(Directions for this task)
Write out every line of the material as it stands, apart from the pictures.

----------

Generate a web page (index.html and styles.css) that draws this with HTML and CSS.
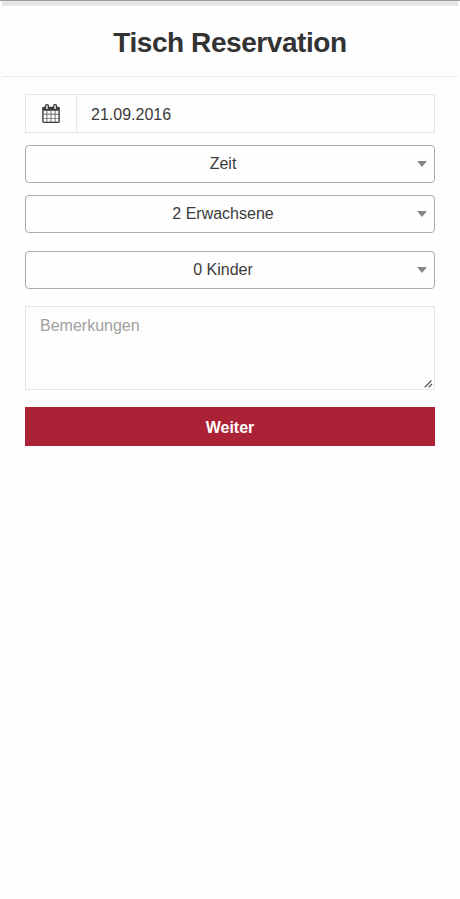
FILE: index.html
```html
<!DOCTYPE html>
<html lang="de">
<head>
<meta charset="utf-8">
<title>Tisch Reservation</title>
<link rel="stylesheet" href="styles.css">
</head>
<body>
<div class="topbar"></div>
<header class="header"><h1 class="title">Tisch Reservation</h1></header>
<main class="form">
  <div class="date">
    <span class="addon">
      <svg class="calendar" width="18" height="19" viewBox="0 0 1664 1792"><path fill="currentColor" d="M128 1664h288v-288h-288v288zM480 1664h320v-288h-320v288zM128 1312h288v-320h-288v320zM480 1312h320v-320h-320v320zM128 928h288v-288h-288v288zM864 1664h320v-288h-320v288zM480 928h320v-288h-320v288zM1248 1664h288v-288h-288v288zM864 1312h320v-320h-320v320zM512 448v-288q0-13-9.500-22.500t-22.500-9.500h-64q-13 0-22.500 9.500t-9.500 22.500v288q0 13 9.500 22.500t22.500 9.500h64q13 0 22.500-9.500t9.500-22.500zM1248 1312h288v-320h-288v320zM864 928h320v-288h-320v288zM1248 928h288v-288h-288v288zM1280 448v-288q0-13-9.500-22.500t-22.500-9.500h-64q-13 0-22.500 9.500t-9.500 22.500v288q0 13 9.500 22.500t22.500 9.500h64q13 0 22.500-9.500t9.500-22.500zM1664 384v1280q0 52-38 90t-90 38h-1408q-52 0-90-38t-38-90v-1280q0-52 38-90t90-38h128v-96q0-66 47-113t113-47h64q66 0 113 47t47 113v96h384v-96q0-66 47-113t113-47h64q66 0 113 47t47 113v96h128q52 0 90 38t38 90z"/></svg>
    </span>
    <span class="value">21.09.2016</span>
  </div>
  <div class="select"><span>Zeit</span><i class="caret"></i></div>
  <div class="select"><span>2 Erwachsene</span><i class="caret"></i></div>
  <div class="select spaced"><span>0 Kinder</span><i class="caret"></i></div>
  <div class="notes">Bemerkungen
    <svg class="grip" width="9" height="9" viewBox="0 0 9 9"><path d="M.8 8.200 7.500 1.500M4.800 8.200 8 5" fill="none" stroke="#555" stroke-width="1.300"/></svg>
  </div>
  <button class="submit">Weiter</button>
</main>
</body>
</html>
```
FILE: styles.css
```css
* { box-sizing: border-box; }
body {
  margin: 0;
  min-height: 899px;
  background: #fefefe;
  color: #3b3b3b;
  font: 16px/20px "Liberation Sans", Arial, sans-serif;
}
.topbar {
  height: 6px;
  border-top: 1px solid #9c9b9f;
  background: linear-gradient(#e6e6e9, #e6e6e9) 2px 0 / calc(100% - 4px) 100% no-repeat;
}
.header {
  height: 71px;
  margin: 0 2px;
  border-bottom: 1px solid #ebebed;
  display: flex;
  align-items: center;
  justify-content: center;
}
.title {
  margin: 3px 0 0;
  color: #333;
  font-size: 28px;
  line-height: 32px;
  font-weight: bold;
  letter-spacing: -0.43px;
}
.form {
  padding: 17px 25px 0;
  display: flex;
  flex-direction: column;
}
.date {
  height: 39px;
  margin-bottom: 12px;
  border: 1px solid #e5e5e5;
  display: flex;
}
.addon {
  width: 51px;
  border-right: 1px solid #e5e5e5;
  display: flex;
  align-items: center;
  justify-content: center;
}
.calendar { display: block; }
.value { padding: 10px 14px 9px; }
.select {
  position: relative;
  height: 38px;
  margin-bottom: 12px;
  padding: 0 28px 0 14px;
  border: 1px solid #aaa;
  border-radius: 4px;
  display: flex;
  align-items: center;
  justify-content: center;
}
.spaced { margin-top: 6px; margin-bottom: 17px; }
.caret {
  position: absolute;
  right: 7px;
  top: 15px;
  border: 5px solid transparent;
  border-top: 6px solid #888;
  border-bottom: 0;
}
.notes {
  position: relative;
  height: 84px;
  margin-bottom: 17px;
  padding: 9px 14px;
  border: 1px solid #e5e5e5;
  color: #a0a0a0;
}
.grip {
  position: absolute;
  right: 1px;
  bottom: 1px;
}
.submit {
  height: 39px;
  padding: 2px 0 0;
  border: 0;
  background: #ab2236;
  color: #fff;
  font: bold 16px/20px "Liberation Sans", Arial, sans-serif;
}
```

----------

(Solved exercise)
Generate a web page (index.html and styles.css) that draws this with HTML and CSS.
FILE: index.html
```html
<!DOCTYPE html>
<html lang="de">
<head>
<meta charset="utf-8">
<title>Tisch Reservation</title>
<link rel="stylesheet" href="styles.css">
</head>
<body>
<div class="topbar"></div>
<header class="header"><h1 class="title">Tisch Reservation</h1></header>
<main class="form">
  <div class="date">
    <span class="addon">
      <svg class="calendar" width="18" height="19" viewBox="0 0 1664 1792"><path fill="currentColor" d="M128 1664h288v-288h-288v288zM480 1664h320v-288h-320v288zM128 1312h288v-320h-288v320zM480 1312h320v-320h-320v320zM128 928h288v-288h-288v288zM864 1664h320v-288h-320v288zM480 928h320v-288h-320v288zM1248 1664h288v-288h-288v288zM864 1312h320v-320h-320v320zM512 448v-288q0-13-9.500-22.500t-22.500-9.500h-64q-13 0-22.500 9.500t-9.500 22.500v288q0 13 9.500 22.500t22.500 9.500h64q13 0 22.500-9.500t9.500-22.500zM1248 1312h288v-320h-288v320zM864 928h320v-288h-320v288zM1248 928h288v-288h-288v288zM1280 448v-288q0-13-9.500-22.500t-22.500-9.500h-64q-13 0-22.500 9.500t-9.500 22.500v288q0 13 9.500 22.500t22.500 9.500h64q13 0 22.500-9.500t9.500-22.500zM1664 384v1280q0 52-38 90t-90 38h-1408q-52 0-90-38t-38-90v-1280q0-52 38-90t90-38h128v-96q0-66 47-113t113-47h64q66 0 113 47t47 113v96h384v-96q0-66 47-113t113-47h64q66 0 113 47t47 113v96h128q52 0 90 38t38 90z"/></svg>
    </span>
    <span class="value">21.09.2016</span>
  </div>
  <div class="select"><span>Zeit</span><i class="caret"></i></div>
  <div class="select"><span>2 Erwachsene</span><i class="caret"></i></div>
  <div class="select spaced"><span>0 Kinder</span><i class="caret"></i></div>
  <div class="notes">Bemerkungen
    <svg class="grip" width="9" height="9" viewBox="0 0 9 9"><path d="M.8 8.200 7.500 1.500M4.800 8.200 8 5" fill="none" stroke="#555" stroke-width="1.300"/></svg>
  </div>
  <button class="submit">Weiter</button>
</main>
</body>
</html>
```
FILE: styles.css
```css
* { box-sizing: border-box; }
body {
  margin: 0;
  min-height: 899px;
  background: #fefefe;
  color: #3b3b3b;
  font: 16px/20px "Liberation Sans", Arial, sans-serif;
}
.topbar {
  height: 6px;
  border-top: 1px solid #9c9b9f;
  background: linear-gradient(#e6e6e9, #e6e6e9) 2px 0 / calc(100% - 4px) 100% no-repeat;
}
.header {
  height: 71px;
  margin: 0 2px;
  border-bottom: 1px solid #ebebed;
  display: flex;
  align-items: center;
  justify-content: center;
}
.title {
  margin: 3px 0 0;
  color: #333;
  font-size: 28px;
  line-height: 32px;
  font-weight: bold;
  letter-spacing: -0.43px;
}
.form {
  padding: 17px 25px 0;
  display: flex;
  flex-direction: column;
}
.date {
  height: 39px;
  margin-bottom: 12px;
  border: 1px solid #e5e5e5;
  display: flex;
}
.addon {
  width: 51px;
  border-right: 1px solid #e5e5e5;
  display: flex;
  align-items: center;
  justify-content: center;
}
.calendar { display: block; }
.value { padding: 10px 14px 9px; }
.select {
  position: relative;
  height: 38px;
  margin-bottom: 12px;
  padding: 0 28px 0 14px;
  border: 1px solid #aaa;
  border-radius: 4px;
  display: flex;
  align-items: center;
  justify-content: center;
}
.spaced { margin-top: 6px; margin-bottom: 17px; }
.caret {
  position: absolute;
  right: 7px;
  top: 15px;
  border: 5px solid transparent;
  border-top: 6px solid #888;
  border-bottom: 0;
}
.notes {
  position: relative;
  height: 84px;
  margin-bottom: 17px;
  padding: 9px 14px;
  border: 1px solid #e5e5e5;
  color: #a0a0a0;
}
.grip {
  position: absolute;
  right: 1px;
  bottom: 1px;
}
.submit {
  height: 39px;
  padding: 2px 0 0;
  border: 0;
  background: #ab2236;
  color: #fff;
  font: bold 16px/20px "Liberation Sans", Arial, sans-serif;
}
```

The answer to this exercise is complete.